Tedd Wimperis received his B.A. in Classics in 2011 from Boston College and his M.A. in Latin Literature in 2013 from the University of North Carolina at Chapel Hill, where he is currently pursuing a Ph.D. His research interests include the social and cultural dynamics of narrative poetry, ancient conceptions of literary genre, and the interplay between history and myth in representations of political power. While his main area is the Greek and Latin poetry of Antiquity, he also studies the reception of the Classics in the Middle Ages and Renaissance.

Mentors, Fourth Cohort of Lilly Graduate Fellows

Caroline Simon is Provost, Executive Vice President and Professor of Philosophy at Whitworth University in Spokane, WA. She specializes in ethics, with an emphasis on the use of literature in moral reflection.
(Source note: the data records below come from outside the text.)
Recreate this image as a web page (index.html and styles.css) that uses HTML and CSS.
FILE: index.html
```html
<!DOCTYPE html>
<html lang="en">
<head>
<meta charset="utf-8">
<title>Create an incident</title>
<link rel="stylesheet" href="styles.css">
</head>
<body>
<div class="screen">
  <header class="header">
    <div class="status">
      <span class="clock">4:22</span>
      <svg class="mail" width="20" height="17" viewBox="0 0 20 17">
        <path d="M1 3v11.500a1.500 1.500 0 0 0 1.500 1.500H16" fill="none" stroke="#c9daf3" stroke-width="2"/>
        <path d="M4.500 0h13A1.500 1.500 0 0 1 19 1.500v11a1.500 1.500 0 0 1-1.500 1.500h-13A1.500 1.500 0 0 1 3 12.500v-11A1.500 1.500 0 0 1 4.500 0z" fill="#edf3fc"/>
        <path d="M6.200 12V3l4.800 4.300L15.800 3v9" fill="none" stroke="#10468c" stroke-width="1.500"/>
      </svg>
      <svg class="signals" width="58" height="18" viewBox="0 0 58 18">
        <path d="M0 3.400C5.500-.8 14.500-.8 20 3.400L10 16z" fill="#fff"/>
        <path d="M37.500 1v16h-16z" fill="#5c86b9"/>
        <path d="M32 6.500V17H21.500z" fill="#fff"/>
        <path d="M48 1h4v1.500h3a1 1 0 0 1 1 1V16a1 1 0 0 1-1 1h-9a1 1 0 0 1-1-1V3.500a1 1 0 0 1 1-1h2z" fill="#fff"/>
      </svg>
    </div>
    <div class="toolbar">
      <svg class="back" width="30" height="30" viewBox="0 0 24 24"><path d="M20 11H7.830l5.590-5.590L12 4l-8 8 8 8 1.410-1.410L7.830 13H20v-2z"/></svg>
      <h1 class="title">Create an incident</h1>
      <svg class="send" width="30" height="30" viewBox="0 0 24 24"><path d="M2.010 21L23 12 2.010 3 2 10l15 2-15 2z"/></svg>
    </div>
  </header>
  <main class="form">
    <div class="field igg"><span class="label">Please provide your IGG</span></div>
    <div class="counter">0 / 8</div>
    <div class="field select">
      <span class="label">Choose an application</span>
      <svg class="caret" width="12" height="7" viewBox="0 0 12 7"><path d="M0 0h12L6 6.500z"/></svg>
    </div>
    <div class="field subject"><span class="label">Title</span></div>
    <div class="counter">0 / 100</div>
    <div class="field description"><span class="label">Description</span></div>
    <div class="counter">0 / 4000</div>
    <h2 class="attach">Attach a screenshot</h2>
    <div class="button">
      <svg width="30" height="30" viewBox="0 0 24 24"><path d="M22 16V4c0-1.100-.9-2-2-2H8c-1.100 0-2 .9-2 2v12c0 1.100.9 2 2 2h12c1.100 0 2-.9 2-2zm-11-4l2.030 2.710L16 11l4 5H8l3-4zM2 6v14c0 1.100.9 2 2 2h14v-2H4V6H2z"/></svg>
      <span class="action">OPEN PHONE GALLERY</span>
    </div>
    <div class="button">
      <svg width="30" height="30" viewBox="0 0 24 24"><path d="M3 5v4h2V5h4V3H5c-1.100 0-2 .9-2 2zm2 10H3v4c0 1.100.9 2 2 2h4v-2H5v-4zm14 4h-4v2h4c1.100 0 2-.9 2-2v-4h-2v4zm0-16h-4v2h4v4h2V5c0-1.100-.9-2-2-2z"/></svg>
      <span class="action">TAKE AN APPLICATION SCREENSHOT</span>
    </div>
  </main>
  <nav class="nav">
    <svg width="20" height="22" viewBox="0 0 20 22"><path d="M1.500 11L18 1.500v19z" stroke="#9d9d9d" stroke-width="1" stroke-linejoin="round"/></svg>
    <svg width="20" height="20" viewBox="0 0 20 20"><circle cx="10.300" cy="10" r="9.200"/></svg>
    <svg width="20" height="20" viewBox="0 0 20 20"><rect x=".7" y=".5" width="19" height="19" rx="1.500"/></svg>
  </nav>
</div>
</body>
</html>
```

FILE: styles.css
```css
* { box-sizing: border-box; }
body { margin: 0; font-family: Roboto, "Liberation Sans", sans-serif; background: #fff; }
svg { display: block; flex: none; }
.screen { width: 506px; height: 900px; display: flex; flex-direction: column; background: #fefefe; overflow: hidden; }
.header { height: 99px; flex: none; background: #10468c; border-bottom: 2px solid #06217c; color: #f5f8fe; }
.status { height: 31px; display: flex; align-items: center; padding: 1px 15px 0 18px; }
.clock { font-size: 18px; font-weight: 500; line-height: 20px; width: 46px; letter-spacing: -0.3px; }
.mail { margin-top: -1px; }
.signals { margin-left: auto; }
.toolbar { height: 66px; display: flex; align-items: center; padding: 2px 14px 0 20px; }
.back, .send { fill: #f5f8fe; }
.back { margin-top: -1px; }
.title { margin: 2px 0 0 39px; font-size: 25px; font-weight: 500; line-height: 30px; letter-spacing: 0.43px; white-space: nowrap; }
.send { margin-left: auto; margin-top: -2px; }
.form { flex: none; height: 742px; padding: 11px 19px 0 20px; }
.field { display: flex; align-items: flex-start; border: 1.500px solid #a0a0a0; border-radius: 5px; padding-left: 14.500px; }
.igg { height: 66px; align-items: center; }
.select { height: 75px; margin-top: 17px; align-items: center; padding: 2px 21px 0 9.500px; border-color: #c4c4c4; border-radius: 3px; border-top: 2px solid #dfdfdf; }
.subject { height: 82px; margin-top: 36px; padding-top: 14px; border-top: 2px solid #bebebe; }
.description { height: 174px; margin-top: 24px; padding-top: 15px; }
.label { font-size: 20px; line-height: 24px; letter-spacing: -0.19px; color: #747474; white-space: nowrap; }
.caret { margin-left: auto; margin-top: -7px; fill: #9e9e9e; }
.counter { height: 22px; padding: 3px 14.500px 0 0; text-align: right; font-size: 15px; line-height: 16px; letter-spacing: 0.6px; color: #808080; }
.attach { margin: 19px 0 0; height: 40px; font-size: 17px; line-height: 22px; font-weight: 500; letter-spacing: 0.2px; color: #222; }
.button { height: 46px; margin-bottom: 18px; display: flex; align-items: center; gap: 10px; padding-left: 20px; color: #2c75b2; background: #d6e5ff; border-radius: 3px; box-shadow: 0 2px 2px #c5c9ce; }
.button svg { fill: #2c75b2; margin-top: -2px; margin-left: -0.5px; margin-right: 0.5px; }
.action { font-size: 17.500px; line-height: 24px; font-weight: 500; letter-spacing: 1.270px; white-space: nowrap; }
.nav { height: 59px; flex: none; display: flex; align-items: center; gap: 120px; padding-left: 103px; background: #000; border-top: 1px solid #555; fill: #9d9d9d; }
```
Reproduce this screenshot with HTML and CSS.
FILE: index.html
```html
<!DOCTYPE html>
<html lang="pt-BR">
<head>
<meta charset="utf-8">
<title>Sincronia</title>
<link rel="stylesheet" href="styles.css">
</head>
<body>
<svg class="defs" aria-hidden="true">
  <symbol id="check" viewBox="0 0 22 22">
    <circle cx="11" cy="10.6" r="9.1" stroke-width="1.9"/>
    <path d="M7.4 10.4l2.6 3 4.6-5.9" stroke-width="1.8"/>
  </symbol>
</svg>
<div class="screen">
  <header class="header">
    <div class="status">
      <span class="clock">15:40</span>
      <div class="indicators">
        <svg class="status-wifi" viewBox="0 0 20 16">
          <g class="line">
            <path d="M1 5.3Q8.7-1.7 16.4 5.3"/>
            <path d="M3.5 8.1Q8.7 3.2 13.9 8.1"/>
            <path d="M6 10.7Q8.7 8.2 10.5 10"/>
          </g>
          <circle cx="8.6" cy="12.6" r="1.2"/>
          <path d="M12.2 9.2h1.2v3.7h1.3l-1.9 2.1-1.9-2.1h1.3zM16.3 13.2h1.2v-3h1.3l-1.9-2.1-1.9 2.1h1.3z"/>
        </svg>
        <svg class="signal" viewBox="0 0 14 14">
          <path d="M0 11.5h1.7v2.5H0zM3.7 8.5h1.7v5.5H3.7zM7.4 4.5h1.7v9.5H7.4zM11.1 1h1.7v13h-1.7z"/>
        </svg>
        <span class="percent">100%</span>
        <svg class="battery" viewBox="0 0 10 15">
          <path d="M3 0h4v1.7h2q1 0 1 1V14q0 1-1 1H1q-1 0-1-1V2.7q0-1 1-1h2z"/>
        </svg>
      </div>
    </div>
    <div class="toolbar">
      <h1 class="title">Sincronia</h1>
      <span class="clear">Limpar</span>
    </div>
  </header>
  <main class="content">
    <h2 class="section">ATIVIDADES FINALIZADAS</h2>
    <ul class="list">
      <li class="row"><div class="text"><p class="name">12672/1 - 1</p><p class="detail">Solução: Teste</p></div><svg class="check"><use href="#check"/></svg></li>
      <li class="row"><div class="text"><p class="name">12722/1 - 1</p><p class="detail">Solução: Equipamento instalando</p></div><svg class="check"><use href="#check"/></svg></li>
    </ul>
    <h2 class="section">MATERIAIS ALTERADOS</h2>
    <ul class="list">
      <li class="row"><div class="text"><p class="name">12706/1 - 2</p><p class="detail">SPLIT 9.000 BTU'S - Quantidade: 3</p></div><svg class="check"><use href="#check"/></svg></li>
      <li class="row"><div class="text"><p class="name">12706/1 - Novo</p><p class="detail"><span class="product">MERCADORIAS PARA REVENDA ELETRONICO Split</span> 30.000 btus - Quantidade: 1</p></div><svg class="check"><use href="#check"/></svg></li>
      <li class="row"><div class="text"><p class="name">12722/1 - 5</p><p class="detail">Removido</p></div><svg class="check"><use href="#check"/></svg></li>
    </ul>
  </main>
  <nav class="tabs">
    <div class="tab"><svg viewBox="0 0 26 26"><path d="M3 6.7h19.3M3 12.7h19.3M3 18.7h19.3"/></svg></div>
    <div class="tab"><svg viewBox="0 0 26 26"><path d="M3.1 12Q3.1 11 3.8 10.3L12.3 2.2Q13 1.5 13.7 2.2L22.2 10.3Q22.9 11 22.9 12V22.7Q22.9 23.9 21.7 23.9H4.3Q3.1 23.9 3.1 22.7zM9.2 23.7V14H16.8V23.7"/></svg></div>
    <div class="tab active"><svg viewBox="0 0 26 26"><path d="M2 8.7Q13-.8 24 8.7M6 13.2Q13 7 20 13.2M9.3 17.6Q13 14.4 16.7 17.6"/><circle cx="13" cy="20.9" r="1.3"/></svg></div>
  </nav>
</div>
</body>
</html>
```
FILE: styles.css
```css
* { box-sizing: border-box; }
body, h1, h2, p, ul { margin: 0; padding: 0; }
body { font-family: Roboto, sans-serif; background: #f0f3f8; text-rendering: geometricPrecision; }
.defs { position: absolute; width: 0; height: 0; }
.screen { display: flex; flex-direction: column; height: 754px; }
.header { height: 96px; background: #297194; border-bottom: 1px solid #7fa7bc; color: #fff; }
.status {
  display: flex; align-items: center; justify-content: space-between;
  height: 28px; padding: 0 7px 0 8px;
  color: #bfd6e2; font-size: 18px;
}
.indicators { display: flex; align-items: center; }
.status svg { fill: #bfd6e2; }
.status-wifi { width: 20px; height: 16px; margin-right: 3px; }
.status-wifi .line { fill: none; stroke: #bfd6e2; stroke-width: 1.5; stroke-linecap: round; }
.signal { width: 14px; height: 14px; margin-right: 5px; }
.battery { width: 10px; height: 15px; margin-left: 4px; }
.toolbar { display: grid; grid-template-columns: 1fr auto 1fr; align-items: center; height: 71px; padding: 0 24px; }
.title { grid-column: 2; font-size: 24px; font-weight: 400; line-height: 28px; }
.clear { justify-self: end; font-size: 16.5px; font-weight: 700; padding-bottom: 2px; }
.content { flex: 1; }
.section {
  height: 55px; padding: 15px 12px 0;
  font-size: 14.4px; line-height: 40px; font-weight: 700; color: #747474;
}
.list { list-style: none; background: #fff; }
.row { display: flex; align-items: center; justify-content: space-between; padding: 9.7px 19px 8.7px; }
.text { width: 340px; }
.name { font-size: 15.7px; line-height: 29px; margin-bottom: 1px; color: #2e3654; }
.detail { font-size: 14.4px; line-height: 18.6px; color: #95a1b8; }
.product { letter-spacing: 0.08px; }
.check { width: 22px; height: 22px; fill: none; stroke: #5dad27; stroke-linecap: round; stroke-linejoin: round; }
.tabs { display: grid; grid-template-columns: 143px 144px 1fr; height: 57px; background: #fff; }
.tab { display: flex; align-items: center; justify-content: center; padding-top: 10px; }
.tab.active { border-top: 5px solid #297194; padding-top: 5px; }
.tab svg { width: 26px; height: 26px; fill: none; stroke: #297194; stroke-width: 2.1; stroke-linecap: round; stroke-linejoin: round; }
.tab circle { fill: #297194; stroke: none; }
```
She is the author of Bring Sex into Focus and The Disciplined Heart: Love, Destiny and Imagination and has published many articles on moral knowledge, virtue ethics, friendship and sexuality. She also writes on Christian Higher Education and authored, with historian James C. Kennedy, Can Hope Endure? A Historical Case Study in Christian Higher Education, and was lead author of Mentoring for Mission: Nurturing New Faculty at Church Related Colleges. She has served on the National Board of the Lilly Fellows Program.

Thomas S. Hibbs is the Distinguished Professor of Ethics & Culture and Dean of the Honors College at Baylor University.  As Dean, he directs various interdisciplinary programs, including the Honors Program, a Great Texts major, and the Baylor Interdisciplinary Core. Hibbs teaches graduate courses in the philosophy department at Baylor.  Before coming to Baylor, he was chair of the philosophy department at Boston College.  At BC, he also served on the Steering Committee for BC's Initiative for the Future of the Church and on the Sub-Committee on Catholic Sexual Teaching. At Baylor, he has been involved in ecumenical discussions of the work of John Courtney Murray and John Paul II.  Hibbs has written on Aquinas, including Dialectic and Narrative in Aquinas: An Interpretation of the Summa Contra Gentiles, and a book on popular culture entitled Shows About Nothing.